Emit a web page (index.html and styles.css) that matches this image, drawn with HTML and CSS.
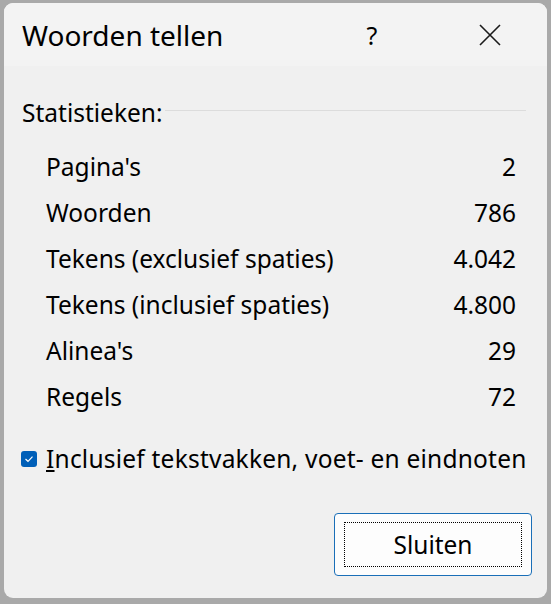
FILE: index.html
```html
<!DOCTYPE html>
<html>
<head>
<meta charset="utf-8">
<link rel="stylesheet" href="styles.css">
</head>
<body>
<div class="window">
  <div class="titlebar">
    <div class="title">Woorden tellen</div>
    <div class="help">?</div>
    <div class="close">
      <svg width="22" height="22" viewBox="0 0 22 22"><path d="M1 1 L21 21 M21 1 L1 21" stroke="#1a1a1a" stroke-width="1.6" fill="none"/></svg>
    </div>
  </div>
  <div class="content">
    <div class="group-head">
      <span class="group-label">Statistieken:</span>
      <span class="group-line"></span>
    </div>
    <div class="stats">
      <div class="row"><span>Pagina's</span><span>2</span></div>
      <div class="row"><span>Woorden</span><span>786</span></div>
      <div class="row"><span>Tekens (exclusief spaties)</span><span>4.042</span></div>
      <div class="row"><span>Tekens (inclusief spaties)</span><span>4.800</span></div>
      <div class="row"><span>Alinea's</span><span>29</span></div>
      <div class="row"><span>Regels</span><span>72</span></div>
    </div>
    <div class="check">
      <span class="box"><svg width="10" height="8" viewBox="0 0 10 8"><path d="M1.5 4 L4 6.3 L8.5 1.6" stroke="#fff" stroke-width="1.2" fill="none"/></svg></span>
      <span class="check-label"><u>I</u>nclusief tekstvakken, voet- en eindnoten</span>
    </div>
    <div class="footer">
      <button class="btn"><span class="focus">Sluiten</span></button>
    </div>
  </div>
</div>
</body>
</html>
```
FILE: styles.css
```css
html, body {
  margin: 0;
  padding: 0;
}
body {
  background: #a9a9a9;
  width: 551px;
  height: 604px;
  overflow: hidden;
  font-family: "Noto Sans", "Open Sans", sans-serif;
  color: #000;
}
.window {
  margin: 3px 0 0 4px;
  width: 543px;
  height: 595px;
  background: #f0f0f0;
  border-radius: 9px;
  overflow: hidden;
  box-sizing: border-box;
}
.titlebar {
  height: 63px;
  background: #f3f3f3;
  display: flex;
  align-items: center;
  box-sizing: border-box;
  padding-left: 18px;
}
.title {
  font-size: 28px;
  flex: 1;
}
.help {
  font-size: 25px;
  width: 30px;
  text-align: center;
  margin-right: 92px;
}
.close {
  width: 22px;
  height: 22px;
  margin-right: 46px;
  display: flex;
}
.content {
  padding: 28px 31px 0 18px;
}
.group-head {
  display: flex;
  align-items: center;
  height: 36px;
}
.group-label {
  font-size: 24.5px;
}
.group-line {
  flex: 1;
  height: 1px;
  background: #dcdcdc;
  margin-left: 2px;
  margin-right: -10px;
  margin-top: -4px;
}
.stats {
  padding: 13px 0 0 24px;
  display: flex;
  flex-direction: column;
}
.row {
  display: flex;
  justify-content: space-between;
  height: 46px;
  align-items: center;
  font-size: 24.5px;
}
.check {
  display: flex;
  align-items: center;
  margin-top: 23px;
  font-size: 24.5px;
  margin-left: -1px;
  white-space: nowrap;
  margin-right: -40px;
}
.check-label {
  letter-spacing: 0.22px;
}
.box {
  width: 16px;
  height: 16px;
  flex: none;
  background: #005fb8;
  border-radius: 3px;
  display: flex;
  align-items: center;
  justify-content: center;
  margin-right: 9px;
}
.footer {
  display: flex;
  justify-content: flex-end;
  margin-top: 38px;
  margin-right: -16px;
}
.btn {
  width: 198px;
  height: 63px;
  border: 1px solid #1a6fb8;
  border-radius: 4px;
  background: #fdfdfd;
  padding: 8px 9px;
  box-sizing: border-box;
  font-family: inherit;
  font-size: 24.5px;
  color: #000;
  display: flex;
}
.focus {
  flex: 1;
  border: 1px dotted #000;
  display: flex;
  align-items: center;
  justify-content: center;
}
```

# # # # #

Exercise instructions:
Reproduce the full listing faithfully, but do not carry over any pictures.

Finished exercise:
Emit a web page (index.html and styles.css) that matches this image, drawn with HTML and CSS.
FILE: index.html
```html
<!DOCTYPE html>
<html>
<head>
<meta charset="utf-8">
<link rel="stylesheet" href="styles.css">
</head>
<body>
<div class="window">
  <div class="titlebar">
    <div class="title">Woorden tellen</div>
    <div class="help">?</div>
    <div class="close">
      <svg width="22" height="22" viewBox="0 0 22 22"><path d="M1 1 L21 21 M21 1 L1 21" stroke="#1a1a1a" stroke-width="1.6" fill="none"/></svg>
    </div>
  </div>
  <div class="content">
    <div class="group-head">
      <span class="group-label">Statistieken:</span>
      <span class="group-line"></span>
    </div>
    <div class="stats">
      <div class="row"><span>Pagina's</span><span>2</span></div>
      <div class="row"><span>Woorden</span><span>786</span></div>
      <div class="row"><span>Tekens (exclusief spaties)</span><span>4.042</span></div>
      <div class="row"><span>Tekens (inclusief spaties)</span><span>4.800</span></div>
      <div class="row"><span>Alinea's</span><span>29</span></div>
      <div class="row"><span>Regels</span><span>72</span></div>
    </div>
    <div class="check">
      <span class="box"><svg width="10" height="8" viewBox="0 0 10 8"><path d="M1.5 4 L4 6.3 L8.5 1.6" stroke="#fff" stroke-width="1.2" fill="none"/></svg></span>
      <span class="check-label"><u>I</u>nclusief tekstvakken, voet- en eindnoten</span>
    </div>
    <div class="footer">
      <button class="btn"><span class="focus">Sluiten</span></button>
    </div>
  </div>
</div>
</body>
</html>
```
FILE: styles.css
```css
html, body {
  margin: 0;
  padding: 0;
}
body {
  background: #a9a9a9;
  width: 551px;
  height: 604px;
  overflow: hidden;
  font-family: "Noto Sans", "Open Sans", sans-serif;
  color: #000;
}
.window {
  margin: 3px 0 0 4px;
  width: 543px;
  height: 595px;
  background: #f0f0f0;
  border-radius: 9px;
  overflow: hidden;
  box-sizing: border-box;
}
.titlebar {
  height: 63px;
  background: #f3f3f3;
  display: flex;
  align-items: center;
  box-sizing: border-box;
  padding-left: 18px;
}
.title {
  font-size: 28px;
  flex: 1;
}
.help {
  font-size: 25px;
  width: 30px;
  text-align: center;
  margin-right: 92px;
}
.close {
  width: 22px;
  height: 22px;
  margin-right: 46px;
  display: flex;
}
.content {
  padding: 28px 31px 0 18px;
}
.group-head {
  display: flex;
  align-items: center;
  height: 36px;
}
.group-label {
  font-size: 24.5px;
}
.group-line {
  flex: 1;
  height: 1px;
  background: #dcdcdc;
  margin-left: 2px;
  margin-right: -10px;
  margin-top: -4px;
}
.stats {
  padding: 13px 0 0 24px;
  display: flex;
  flex-direction: column;
}
.row {
  display: flex;
  justify-content: space-between;
  height: 46px;
  align-items: center;
  font-size: 24.5px;
}
.check {
  display: flex;
  align-items: center;
  margin-top: 23px;
  font-size: 24.5px;
  margin-left: -1px;
  white-space: nowrap;
  margin-right: -40px;
}
.check-label {
  letter-spacing: 0.22px;
}
.box {
  width: 16px;
  height: 16px;
  flex: none;
  background: #005fb8;
  border-radius: 3px;
  display: flex;
  align-items: center;
  justify-content: center;
  margin-right: 9px;
}
.footer {
  display: flex;
  justify-content: flex-end;
  margin-top: 38px;
  margin-right: -16px;
}
.btn {
  width: 198px;
  height: 63px;
  border: 1px solid #1a6fb8;
  border-radius: 4px;
  background: #fdfdfd;
  padding: 8px 9px;
  box-sizing: border-box;
  font-family: inherit;
  font-size: 24.5px;
  color: #000;
  display: flex;
}
.focus {
  flex: 1;
  border: 1px dotted #000;
  display: flex;
  align-items: center;
  justify-content: center;
}
```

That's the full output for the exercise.